■ SUPPLIED DATA ■
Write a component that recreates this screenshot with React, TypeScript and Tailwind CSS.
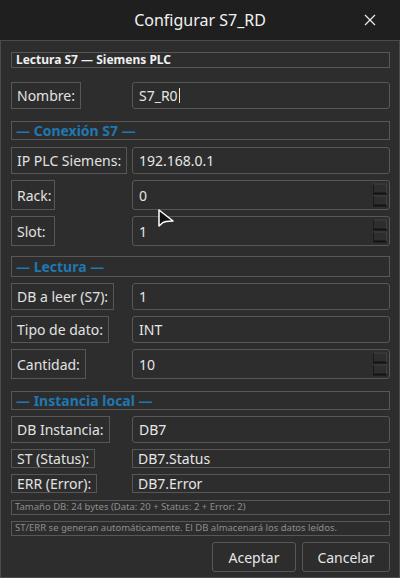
import React from "react";

const font = { fontFamily: '"Noto Sans", "Open Sans", sans-serif' };

function Label({ text, w }: { text: string; w?: string }) {
  return (
    <div className="w-[121px] shrink-0 flex">
      <div
        className={
          "border border-[#575757] px-[5px] flex items-center text-[14px] text-[#e2e2e2] whitespace-nowrap " +
          (w || "")
        }
      >
        {text}
      </div>
    </div>
  );
}

function Spin() {
  return (
    <div className="absolute right-[2px] top-1/2 -translate-y-1/2 flex flex-col gap-[1px]">
      <div className="w-[14px] h-[11px] border border-[#404040] border-b-2 border-b-[#121212] border-l-[#1a1a1a] bg-[#2e2e2e]" />
      <div className="w-[14px] h-[11px] border border-[#404040] border-b-2 border-b-[#121212] border-l-[#1a1a1a] bg-[#2e2e2e]" />
    </div>
  );
}

function Input({
  value,
  spin,
  square,
  cursor,
}: {
  value: string;
  spin?: boolean;
  square?: boolean;
  cursor?: boolean;
}) {
  return (
    <div
      className={
        "relative flex-1 flex items-center border border-[#575757] text-[14px] text-[#e6e6e6] " +
        (square ? "pl-[5px]" : "rounded-[3px] pl-[6px]")
      }
    >
      <span>{value}</span>
      {cursor && <span className="w-px h-[15px] bg-[#e6e6e6] ml-[1px]" />}
      {spin && <Spin />}
    </div>
  );
}

function Row({
  label,
  value,
  h,
  spin,
  square,
  cursor,
  mt,
  lw,
}: {
  label: string;
  value: string;
  h: string;
  spin?: boolean;
  square?: boolean;
  cursor?: boolean;
  mt: string;
  lw?: string;
}) {
  return (
    <div className={"flex " + h + " " + mt}>
      <Label text={label} w={lw} />
      <Input value={value} spin={spin} square={square} cursor={cursor} />
    </div>
  );
}

function Section({ text, h, mt }: { text: string; h: string; mt: string }) {
  return (
    <div
      className={
        "border border-[#575757] pl-[4px] flex items-center text-[14px] font-bold text-[#1f78b0] " +
        h +
        " " +
        mt
      }
    >
      {text}
    </div>
  );
}

function Note({ text, mt }: { text: string; mt: string }) {
  return (
    <div
      className={
        "border border-[#575757] h-[15px] pl-[3px] flex items-center text-[9.5px] text-[#8e8e8e] whitespace-nowrap overflow-hidden " +
        mt
      }
    >
      {text}
    </div>
  );
}

export default function App() {
  return (
    <div className="w-[400px] h-[578px] bg-[#2d2d2d] flex flex-col relative overflow-hidden" style={font}>
      <div className="h-[40px] bg-[#1f1f1f] flex items-center justify-center relative shrink-0">
        <span className="text-[16px] text-[#f2f2f2]">Configurar S7_RD</span>
        <svg className="absolute left-[364px] top-[14px]" width="12" height="12" viewBox="0 0 12 12">
          <path d="M1 1 L11 11 M11 1 L1 11" stroke="#eeeeee" strokeWidth="1.2" />
        </svg>
      </div>
      <div className="flex-1 border border-[#4b4b4b] pl-[10px] pr-[9px] flex flex-col">
        <div className="mt-[11px] h-[16px] border border-[#575757] pl-[4px] flex items-center text-[12px] font-bold text-[#f0f0f0]">
          Lectura S7 — Siemens PLC
        </div>
        <Row label="Nombre:" value="S7_R0" h="h-[27px]" mt="mt-[14px]" cursor />
        <Section text="— Conexión S7 —" h="h-[19px]" mt="mt-[12px]" />
        <Row label="IP PLC Siemens:" value="192.168.0.1" h="h-[27px]" mt="mt-[7px]" />
        <Row label="Rack:" value="0" h="h-[30px]" mt="mt-[6px]" spin lw="w-[44px]" />
        <Row label="Slot:" value="1" h="h-[30px]" mt="mt-[6px]" spin lw="w-[44px]" />
        <Section text="— Lectura —" h="h-[21px]" mt="mt-[10px]" />
        <Row label="DB a leer (S7):" value="1" h="h-[27px]" mt="mt-[6px]" />
        <Row label="Tipo de dato:" value="INT" h="h-[27px]" mt="mt-[6px]" />
        <Row label="Cantidad:" value="10" h="h-[30px]" mt="mt-[6px]" spin />
        <Section text="— Instancia local —" h="h-[19px]" mt="mt-[12px]" />
        <Row label="DB Instancia:" value="DB7" h="h-[27px]" mt="mt-[6px]" />
        <Row label="ST (Status):" value="DB7.Status" h="h-[19px]" mt="mt-[6px]" square />
        <Row label="ERR (Error):" value="DB7.Error" h="h-[19px]" mt="mt-[6px]" square />
        <Note text="Tamaño DB: 24 bytes (Data: 20 + Status: 2 + Error: 2)" mt="mt-[7px]" />
        <Note text="ST/ERR se generan automáticamente. El DB almacenará los datos leídos." mt="mt-[6px]" />
        <div className="flex justify-end gap-[6px] mt-[6px]">
          <div className="w-[84px] h-[30px] border border-[#575757] rounded-[3px] flex items-center justify-center text-[14px] text-[#e6e6e6]">
            Aceptar
          </div>
          <div className="w-[88px] h-[30px] border border-[#575757] rounded-[3px] flex items-center justify-center text-[14px] text-[#e6e6e6]">
            Cancelar
          </div>
        </div>
      </div>
      <svg className="absolute left-[157px] top-[208px]" width="20" height="22" viewBox="0 0 20 22">
        <path d="M2 2 L2 18 L6 14.5 L9 13.5 L16 13 Z" fill="#111" stroke="#fff" strokeWidth="1.5" strokeLinejoin="round" />
      </svg>
    </div>
  );
}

■ GOAL OF THE EXERCISE ■
Set every line down exactly as written, leaving each picture out.

■ EXERCISE OUTPUT ■
Write a component that recreates this screenshot with React, TypeScript and Tailwind CSS.
import React from "react";

const font = { fontFamily: '"Noto Sans", "Open Sans", sans-serif' };

function Label({ text, w }: { text: string; w?: string }) {
  return (
    <div className="w-[121px] shrink-0 flex">
      <div
        className={
          "border border-[#575757] px-[5px] flex items-center text-[14px] text-[#e2e2e2] whitespace-nowrap " +
          (w || "")
        }
      >
        {text}
      </div>
    </div>
  );
}

function Spin() {
  return (
    <div className="absolute right-[2px] top-1/2 -translate-y-1/2 flex flex-col gap-[1px]">
      <div className="w-[14px] h-[11px] border border-[#404040] border-b-2 border-b-[#121212] border-l-[#1a1a1a] bg-[#2e2e2e]" />
      <div className="w-[14px] h-[11px] border border-[#404040] border-b-2 border-b-[#121212] border-l-[#1a1a1a] bg-[#2e2e2e]" />
    </div>
  );
}

function Input({
  value,
  spin,
  square,
  cursor,
}: {
  value: string;
  spin?: boolean;
  square?: boolean;
  cursor?: boolean;
}) {
  return (
    <div
      className={
        "relative flex-1 flex items-center border border-[#575757] text-[14px] text-[#e6e6e6] " +
        (square ? "pl-[5px]" : "rounded-[3px] pl-[6px]")
      }
    >
      <span>{value}</span>
      {cursor && <span className="w-px h-[15px] bg-[#e6e6e6] ml-[1px]" />}
      {spin && <Spin />}
    </div>
  );
}

function Row({
  label,
  value,
  h,
  spin,
  square,
  cursor,
  mt,
  lw,
}: {
  label: string;
  value: string;
  h: string;
  spin?: boolean;
  square?: boolean;
  cursor?: boolean;
  mt: string;
  lw?: string;
}) {
  return (
    <div className={"flex " + h + " " + mt}>
      <Label text={label} w={lw} />
      <Input value={value} spin={spin} square={square} cursor={cursor} />
    </div>
  );
}

function Section({ text, h, mt }: { text: string; h: string; mt: string }) {
  return (
    <div
      className={
        "border border-[#575757] pl-[4px] flex items-center text-[14px] font-bold text-[#1f78b0] " +
        h +
        " " +
        mt
      }
    >
      {text}
    </div>
  );
}

function Note({ text, mt }: { text: string; mt: string }) {
  return (
    <div
      className={
        "border border-[#575757] h-[15px] pl-[3px] flex items-center text-[9.5px] text-[#8e8e8e] whitespace-nowrap overflow-hidden " +
        mt
      }
    >
      {text}
    </div>
  );
}

export default function App() {
  return (
    <div className="w-[400px] h-[578px] bg-[#2d2d2d] flex flex-col relative overflow-hidden" style={font}>
      <div className="h-[40px] bg-[#1f1f1f] flex items-center justify-center relative shrink-0">
        <span className="text-[16px] text-[#f2f2f2]">Configurar S7_RD</span>
        <svg className="absolute left-[364px] top-[14px]" width="12" height="12" viewBox="0 0 12 12">
          <path d="M1 1 L11 11 M11 1 L1 11" stroke="#eeeeee" strokeWidth="1.2" />
        </svg>
      </div>
      <div className="flex-1 border border-[#4b4b4b] pl-[10px] pr-[9px] flex flex-col">
        <div className="mt-[11px] h-[16px] border border-[#575757] pl-[4px] flex items-center text-[12px] font-bold text-[#f0f0f0]">
          Lectura S7 — Siemens PLC
        </div>
        <Row label="Nombre:" value="S7_R0" h="h-[27px]" mt="mt-[14px]" cursor />
        <Section text="— Conexión S7 —" h="h-[19px]" mt="mt-[12px]" />
        <Row label="IP PLC Siemens:" value="192.168.0.1" h="h-[27px]" mt="mt-[7px]" />
        <Row label="Rack:" value="0" h="h-[30px]" mt="mt-[6px]" spin lw="w-[44px]" />
        <Row label="Slot:" value="1" h="h-[30px]" mt="mt-[6px]" spin lw="w-[44px]" />
        <Section text="— Lectura —" h="h-[21px]" mt="mt-[10px]" />
        <Row label="DB a leer (S7):" value="1" h="h-[27px]" mt="mt-[6px]" />
        <Row label="Tipo de dato:" value="INT" h="h-[27px]" mt="mt-[6px]" />
        <Row label="Cantidad:" value="10" h="h-[30px]" mt="mt-[6px]" spin />
        <Section text="— Instancia local —" h="h-[19px]" mt="mt-[12px]" />
        <Row label="DB Instancia:" value="DB7" h="h-[27px]" mt="mt-[6px]" />
        <Row label="ST (Status):" value="DB7.Status" h="h-[19px]" mt="mt-[6px]" square />
        <Row label="ERR (Error):" value="DB7.Error" h="h-[19px]" mt="mt-[6px]" square />
        <Note text="Tamaño DB: 24 bytes (Data: 20 + Status: 2 + Error: 2)" mt="mt-[7px]" />
        <Note text="ST/ERR se generan automáticamente. El DB almacenará los datos leídos." mt="mt-[6px]" />
        <div className="flex justify-end gap-[6px] mt-[6px]">
          <div className="w-[84px] h-[30px] border border-[#575757] rounded-[3px] flex items-center justify-center text-[14px] text-[#e6e6e6]">
            Aceptar
          </div>
          <div className="w-[88px] h-[30px] border border-[#575757] rounded-[3px] flex items-center justify-center text-[14px] text-[#e6e6e6]">
            Cancelar
          </div>
        </div>
      </div>
      <svg className="absolute left-[157px] top-[208px]" width="20" height="22" viewBox="0 0 20 22">
        <path d="M2 2 L2 18 L6 14.5 L9 13.5 L16 13 Z" fill="#111" stroke="#fff" strokeWidth="1.5" strokeLinejoin="round" />
      </svg>
    </div>
  );
}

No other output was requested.